Sarı gül: Kalbim sürekli bir azap ve keder içinde
Kırmızı karanfil: Seni çıldırasıya seviyorum
Menekşe: Muhabbetim pek saf ve samimi
Adi menekşe: Daima seni düşünüyorum. Kalbim senindir
Hercai menekşe: Kuzum, ben öyle üzüntülere gelemem! Canın isterse.
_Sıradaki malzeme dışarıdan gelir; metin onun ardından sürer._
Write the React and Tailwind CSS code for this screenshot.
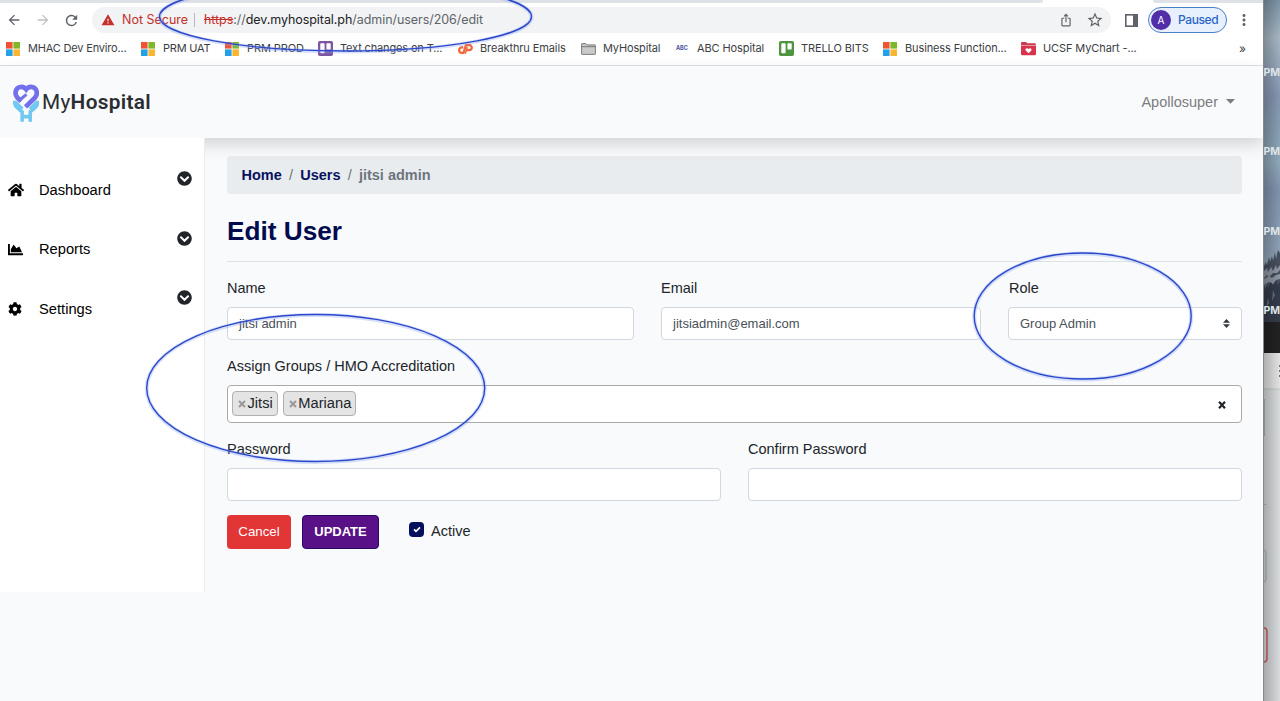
import React from "react";
import { FaHome, FaChartArea, FaCog, FaChevronCircleDown } from "react-icons/fa";
import { MdArrowBack, MdArrowForward, MdRefresh, MdWarning, MdIosShare, MdStarOutline, MdMoreVert } from "react-icons/md";

const sans = "font-['Liberation_Sans',Arial,sans-serif]";
const ui = "font-['Inter',sans-serif]";

function Microsoft() {
  return (
    <svg width="14" height="14" viewBox="0 0 14 14">
      <path fill="#ef5332" d="M0 0h6.6v6.6H0z" />
      <path fill="#80b728" d="M7.4 0H14v6.6H7.4z" />
      <path fill="#24a1e6" d="M0 7.4h6.6V14H0z" />
      <path fill="#fbb631" d="M7.4 7.4H14V14H7.4z" />
    </svg>
  );
}

function Trello({ color }) {
  return (
    <svg width="15" height="15" viewBox="0 0 15 15">
      <rect width="15" height="15" rx="1.8" fill={color} />
      <rect x="2.3" y="2.3" width="4.3" height="10" rx="0.8" fill="#fff" />
      <rect x="8.4" y="2.3" width="4.3" height="6.2" rx="0.8" fill="#fff" />
    </svg>
  );
}

function Breakthru() {
  return (
    <svg width="15" height="12" viewBox="0 0 15 12" fill="none" stroke="#f2683c" strokeWidth="2.3">
      <path d="M5.200 4.400H3.800A2.600 2.600 0 0 0 3.800 9.800H5.500L8 2H11.200A2.500 2.500 0 0 1 11.200 7.100H9" />
      <path d="M9.300 4 7.300 10.800" strokeWidth="1.500" />
    </svg>
  );
}

function Folder() {
  return (
    <svg width="15" height="12" viewBox="0 0 15 12">
      <path d="M.6 10.9V1.1q0-.5.5-.5h3.8l1.2 1.3h7.8q.5 0 .5.5v8.5q0 .5-.5.5H1.1q-.5 0-.5-.5Z" fill="#c9c9c9" stroke="#707070" strokeWidth=".9" />
      <path d="M.8 3.7h13.4" stroke="#707070" strokeWidth=".9" />
    </svg>
  );
}

function HeartFolder() {
  return (
    <svg width="15" height="14" viewBox="0 0 15 14">
      <path d="M0 1q0-1 1-1h4l1.3 1.3H14q.8 0 .8.8V3H0Z" fill="#c93a50" />
      <path d="M0 3.6h15V12q0 1.3-1.3 1.3H1.3Q0 13.300 0 12Z" fill="#d5364d" />
      <path d="M7.5 11.200 4.700 8.400C3.600 6.700 6 5.200 7.500 6.900 9 5.200 11.400 6.700 10.300 8.400Z" fill="#fff" />
    </svg>
  );
}

const bookmarks = [
  { label: "MHAC Dev Enviro...", width: "w-[135px]", track: "tracking-[-0.18px]", icon: <Microsoft /> },
  { label: "PRM UAT", width: "w-[84px]", track: "tracking-[-0.2px]", icon: <Microsoft /> },
  { label: "PRM PROD", width: "w-[93px]", track: "tracking-[-0.1px]", icon: <Microsoft /> },
  { label: "Text changes on T...", width: "w-[140px]", track: "tracking-[-0.15px]", icon: <Trello color="#7d55a0" /> },
  { label: "Breakthru Emails", width: "w-[123px]", track: "tracking-[-0.1px]", icon: <Breakthru /> },
  { label: "MyHospital", width: "w-[94px]", track: "tracking-[-0.15px]", icon: <Folder /> },
  {
    label: "ABC Hospital", width: "w-[104px]", track: "tracking-[-0.1px]",
    icon: <span className="pl-[1px] text-[5.500px] font-bold text-[#4a4fa0]">ABC</span>,
  },
  { label: "TRELLO BITS", width: "w-[104px]", track: "tracking-[-0.1px]", icon: <Trello color="#4f9440" /> },
  { label: "Business Function...", width: "w-[138px]", track: "tracking-[-0.12px]", icon: <Microsoft /> },
  { label: "UCSF MyChart -...", width: "w-[218px]", track: "tracking-[-0.1px]", icon: <HeartFolder /> },
];

function Browser() {
  return (
    <div className={`flex h-[66px] shrink-0 flex-col border-b border-[#dcdfe3] bg-white ${ui}`}>
      <div className="flex h-[3px] justify-between">
        <div className="w-[1043px] rounded-br-[3px] bg-[#dee1e6]" />
        <div className="w-[110px] rounded-bl-[3px] bg-[#dee1e6]" />
      </div>
      <div className="flex h-[34px] items-center pl-[6px] text-[#5f6368]">
        <MdArrowBack className="size-[16px]" />
        <MdArrowForward className="ml-[13px] size-[16px] text-[#bdc0c3]" />
        <MdRefresh className="ml-[12px] size-[17px]" />
        <div className="ml-[12px] flex h-[26px] w-[1019px] items-center rounded-full bg-[#f1f3f4] pl-[9px] text-[12.5px]">
          <MdWarning className="size-[14px] shrink-0 text-[#c5302b]" />
          <span className="ml-[7px] w-[66px] shrink-0 whitespace-nowrap text-[#c5302b]">Not Secure</span>
          <span className="ml-[6px] h-[14px] w-px bg-[#b4b7bb]" />
          <span className="ml-[9px] flex-1 whitespace-nowrap tracking-[-0.06px]">
            <span className="text-[#c5302b] line-through">https</span>://<span className="text-[#202124]">dev.myhospital.ph</span>/admin/users/206/edit
          </span>
          <MdIosShare className="size-[14px]" />
          <MdStarOutline className="ml-[13px] mr-[7px] size-[18px]" />
        </div>
        <svg className="ml-[14px]" width="13" height="13" viewBox="0 0 13 13">
          <rect x=".8" y=".8" width="11.400" height="11.400" fill="none" stroke="#5f6368" strokeWidth="1.6" />
          <path d="M8 0h5v13H8z" fill="#5f6368" />
        </svg>
        <div className="ml-[10px] flex h-[26px] w-[79px] items-center rounded-full border border-[#4a7fc9] bg-[#e8f0fd] pl-[2px]">
          <span className="flex size-[20px] items-center justify-center rounded-full bg-[#512da8] text-[10px] text-white">A</span>
          <span className="ml-[7px] text-[12px] font-medium tracking-[-0.4px] text-[#2864c7]">Paused</span>
        </div>
        <MdMoreVert className="ml-[8px] size-[18px]" />
      </div>
      <div className="flex h-[23px] items-center pl-[6px] text-[11px] text-[#3c4043]">
        {bookmarks.map((b) => (
          <div key={b.label} className={`flex shrink-0 items-center ${b.width}`}>
            <span className="flex w-[22px] shrink-0 items-center">{b.icon}</span>
            <span className={`whitespace-nowrap ${b.track}`}>{b.label}</span>
          </div>
        ))}
        <span className="text-[12px]">»</span>
      </div>
    </div>
  );
}

function Header() {
  return (
    <header className="relative z-10 flex h-[72px] shrink-0 items-center bg-[#f8fafc] pl-[13px] pr-[28px] pt-[2px] shadow-[0_7px_15px_rgba(0,0,0,0.15)]">
      <svg width="26" height="38" viewBox="14 12 77 113" fill="none">
        <path d="M19 62V70Q20 78 27 83L41 95V124M87 62V70Q86 78 79 83L65 95V124M41 109H65" stroke="#72c8f1" strokeWidth="10.500" />
        <path d="M21 66 42 86M85 66 64 86" stroke="#72c8f1" strokeWidth="10" />
        <path d="M38 63 27 53C17 41 21 24 35 21Q45 18 53 28 61 18 71 21C85 24 89 41 79 53L51 80" stroke="#7470ec" strokeWidth="14" />
        <path d="M32 61 54 43" stroke="#7470ec" strokeWidth="9" />
      </svg>
      <span className="ml-[3px] font-['Roboto',sans-serif] text-[20.800px] tracking-[0.3px] text-[#2b2d31]">
        My<b className="font-semibold">Hospital</b>
      </span>
      <span className={`ml-auto text-[14.500px] text-[#7b7d7f] ${sans}`}>Apollosuper</span>
      <svg className="mb-[3px] ml-[8px]" width="9" height="5" viewBox="0 0 9 5"><path d="M0 0h9L4.500 4.700Z" fill="#7b7d7f" /></svg>
    </header>
  );
}

const nav = [
  { label: "Dashboard", icon: <FaHome className="size-[16px]" /> },
  { label: "Reports", icon: <FaChartArea className="size-[15px]" /> },
  { label: "Settings", icon: <FaCog className="size-[14px]" /> },
];

function Sidebar() {
  return (
    <aside className="relative z-20 h-[454px] w-[205px] shrink-0 border-r border-[#e9ebed] bg-white pt-[22.400px]">
      {nav.map((n) => (
        <div key={n.label} className="flex h-[59.300px] items-center pl-[8px] pr-[12px] text-black">
          <span className="w-[31px]">{n.icon}</span>
          <span className="flex-1 text-[14.700px]">{n.label}</span>
          <FaChevronCircleDown className="mb-[22.500px] size-[15px] text-[#212529]" />
        </div>
      ))}
    </aside>
  );
}

function Field({ label, value, width }) {
  return (
    <div className={width}>
      <div className="h-[29px] text-[14.500px] leading-[20px]">{label}</div>
      <div className="flex h-[33px] items-center rounded-[4px] border border-[#d2d8dd] bg-white px-[11px] text-[13px] text-[#495057]">{value}</div>
    </div>
  );
}

function Tag({ children }) {
  return (
    <span className="flex h-[25px] items-center rounded-[4px] border border-[#b0b0b0] bg-[#e4e4e4] pl-[5px] pr-[4px] text-[14.700px]">
      <svg className="mr-[1.500px] mt-[2px]" width="8" height="8" viewBox="0 0 8 8"><path d="m1 1 6 6m0-6-6 6" stroke="#999" strokeWidth="2" /></svg>
      {children}
    </span>
  );
}

function Content() {
  return (
    <main className="flex-1 pl-[22px] pr-[21px] pt-[18px] text-[#212529]">
      <div className="flex h-[38px] items-center gap-[7.200px] rounded-[4px] bg-[#e9ecef] pl-[14.500px] pt-px text-[14.500px] font-bold text-[#6c757d]">
        <span className="text-[#07125f]">Home</span>
        <span className="font-normal">/</span>
        <span className="text-[#07125f]">Users</span>
        <span className="font-normal">/</span>
        <span>jitsi admin</span>
      </div>
      <h1 className="mt-[20px] h-[48px] border-b border-[#dfe1e3] text-[26.200px] leading-[34px] font-bold text-[#000b4f]">Edit User</h1>
      <div className="mt-[16px] flex">
        <Field label="Name" value="jitsi admin" width="w-[407px]" />
        <Field label="Email" value="jitsiadmin@email.com" width="ml-[27px] w-[320px]" />
        <div className="ml-[27px] w-[234px]">
          <div className="h-[29px] pl-[1px] text-[14.500px] leading-[20px]">Role</div>
          <div className="flex h-[33px] items-center justify-between rounded-[4px] border border-[#d2d8dd] bg-white pl-[11px] pr-[11px] text-[13px] text-[#495057]">
            Group Admin
            <svg width="7" height="9" viewBox="0 0 7 9"><path d="M0 3.800 3.500 0 7 3.800ZM0 5.200h7L3.500 9Z" fill="#343a40" /></svg>
          </div>
        </div>
      </div>
      <div className="mt-[16px] h-[29px] text-[14.500px] leading-[20px]">Assign Groups / HMO Accreditation</div>
      <div className="flex h-[38px] items-center gap-[5px] rounded-[4px] border border-[#aaa] bg-white pb-[2px] pl-[4px]">
        <Tag>Jitsi</Tag>
        <Tag>Mariana</Tag>
        <svg className="ml-auto mr-[15px] mt-[3px]" width="8" height="8" viewBox="0 0 8 8"><path d="m1 .8 6 6.400M7 .8 1 7.200" stroke="#212529" strokeWidth="2.200" /></svg>
      </div>
      <div className="mt-[16px] flex gap-[27px]">
        <Field label="Password" width="w-[494px]" />
        <Field label="Confirm Password" width="w-[494px]" />
      </div>
      <div className="mt-[14px] flex items-center">
        <button className="h-[34px] w-[64px] rounded-[4px] bg-[#e23535] text-[13.300px] text-white">Cancel</button>
        <button className="ml-[11px] h-[34px] w-[77px] rounded-[4px] border border-[#290764] bg-[#581186] text-[13px] font-bold text-white">UPDATE</button>
        <span className="mb-[5px] ml-[30px] flex size-[15px] items-center justify-center rounded-[4px] bg-[#04105d]">
          <svg width="8" height="7" viewBox="0 0 8 7" fill="none"><path d="m1 3.300 2 2L7 1.300" stroke="#fff" strokeWidth="1.700" /></svg>
        </span>
        <span className="mb-[1px] ml-[7px] text-[14.500px]">Active</span>
      </div>
    </main>
  );
}

function Desktop() {
  return (
    <div className="relative w-[17px] shrink-0 overflow-hidden border-l border-[#858a8f]">
      <svg width="16" height="701" viewBox="0 0 16 701">
        <defs>
          <linearGradient id="sky" x1="0" x2="0" y1="0" y2="1">
            <stop offset="0" stopColor="#7e95a8" />
            <stop offset=".14" stopColor="#a9bac6" />
            <stop offset=".36" stopColor="#8798b4" />
            <stop offset=".5" stopColor="#8ba3b7" />
            <stop offset=".6" stopColor="#92abbd" />
            <stop offset=".7" stopColor="#8395b0" />
            <stop offset="1" stopColor="#93a8ba" />
          </linearGradient>
          <linearGradient id="edge" x1="0" x2="1" y1="0" y2="0">
            <stop offset="0" stopColor="#000" stopOpacity=".24" />
            <stop offset="1" stopColor="#000" stopOpacity=".02" />
          </linearGradient>
        </defs>
        <path d="M0 0h16v270H0z" fill="url(#sky)" />
        <path d="M0 266 2 262l1 3 2-8 1 5 2-6 1 5 2-9 1 7 2-9 2 3v70H0Z" fill="#485160" />
        <path d="M0 271l3-3 1 4 3-5 2 4 3-6 1 4 3-4v5l-3 3-4 0-4 4-2-2-3 3ZM0 279l5-3 3 2 4-3 4-1v5l-4 1-3 4-4-2-5 3Z" fill="#8f98a5" />
        <path d="M0 290l2-5 2 3 3-6 2 4 3-5 2 4 2-4v42H0Z" fill="#353c4a" />
        <path d="M1 283l2 1-2 5zM9 290l2 5-3 6zM4 298l1 5-3 5z" fill="#687181" />
        <path d="M0 322h16v31H0z" fill="#222" />
        <path d="M0 353h16v36H0z" fill="#e7e7e7" />
        <path d="M0 389h16v312H0z" fill="#dcdfe1" />
        <path d="M0 389h16" stroke="#c8c8c8" />
        <path d="M0 399h1v37H0zM0 504h2v1H0z" fill="#b4b8bb" />
        <path d="M0 550q2 0 2 3v26q0 3-2 3" stroke="#aeb3b6" fill="none" />
        <path d="M0 628q3 0 3 4v26q0 4-3 4" stroke="#d85d5d" strokeWidth="1.500" fill="none" />
        <path d="M15 365h1v2h-1zm0 5h1v2h-1zm0 5h1v2h-1z" fill="#777" />
        <path d="M0 0h16v701H0z" fill="url(#edge)" />
      </svg>
      <div className={`absolute top-[63.500px] left-[-0.500px] flex flex-col gap-[61.500px] text-[10.500px] leading-[18px] font-bold text-[#dfe4e8] ${ui}`}>
        <span>PM</span><span>PM</span><span>PM</span><span>PM</span>
      </div>
    </div>
  );
}

function Marks() {
  return (
    <svg className="pointer-events-none absolute inset-0 z-30" width="1280" height="701" viewBox="0 0 1280 701" fill="none">
      <g stroke="#8ea4f4" strokeOpacity=".35" strokeWidth="4">
        <ellipse cx="345.500" cy="17" rx="186" ry="34.500" />
        <ellipse cx="315.700" cy="388.500" rx="169" ry="73.500" />
        <ellipse cx="1082.700" cy="316.500" rx="108.500" ry="63" />
      </g>
      <g stroke="#2a48c9" strokeWidth="1.400">
        <ellipse cx="345.500" cy="16.500" rx="186" ry="34.500" />
        <ellipse cx="315.700" cy="388" rx="169" ry="73.500" />
        <ellipse cx="1082.700" cy="316" rx="108.500" ry="63" />
      </g>
    </svg>
  );
}

export default function App() {
  return (
    <div className={`relative flex h-[701px] w-[1280px] overflow-hidden bg-[#f8fafc] ${sans}`}>
      <div className="flex w-[1263px] shrink-0 flex-col overflow-hidden">
        <Browser />
        <Header />
        <div className="flex flex-1">
          <Sidebar />
          <Content />
        </div>
      </div>
      <Desktop />
      <Marks />
    </div>
  );
}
Amasya'nın bardağı, sen olmazsan başkaları var.
Katmerli menekşe: Sevgimiz yeni başlıyor
Şebboy: Sana tahammülüm kalmadı
Yasemin: Aşkından ölüyorum, çıldırıyorum, insaf merhamet yok mu sende?
Beyaz leylak: Bu, ilk ve son aşkım.
Zanbak: A dostlar, nedir benim başıma gelenler? Felaket!
Sünbül: Sen benim hayat bahçemin bülbülüsün
Hint sünbülü: Ayrılacağız
Beyaz salkım: Sevgim hakikidir
Pembe salkım: Çok zarifim, çok zarifsiniz
Hanımeli: Temiz his ve muhabbet istiyorum
Nergis: Saadet mi? Ne kadar uzak!
Beyaz fulya: Merhamet et, yalvarıyorum
Muhabbet çiçeği: Sen de beni sev!
İnci çiçeği: Ya, öyle mi? Peki, karar sizin!
Kına çiçeği: Muradına ermedin mi? Korkma, ereceksin!
Lavanta çiçeği: Aşkım müthiş!
Latin çiçeği: Seni mukavemetsiz bir aşkla seviyorum
Mine çiçeği: Hain, alçak, benimle bu kadar eğlendiğin yetmez mi?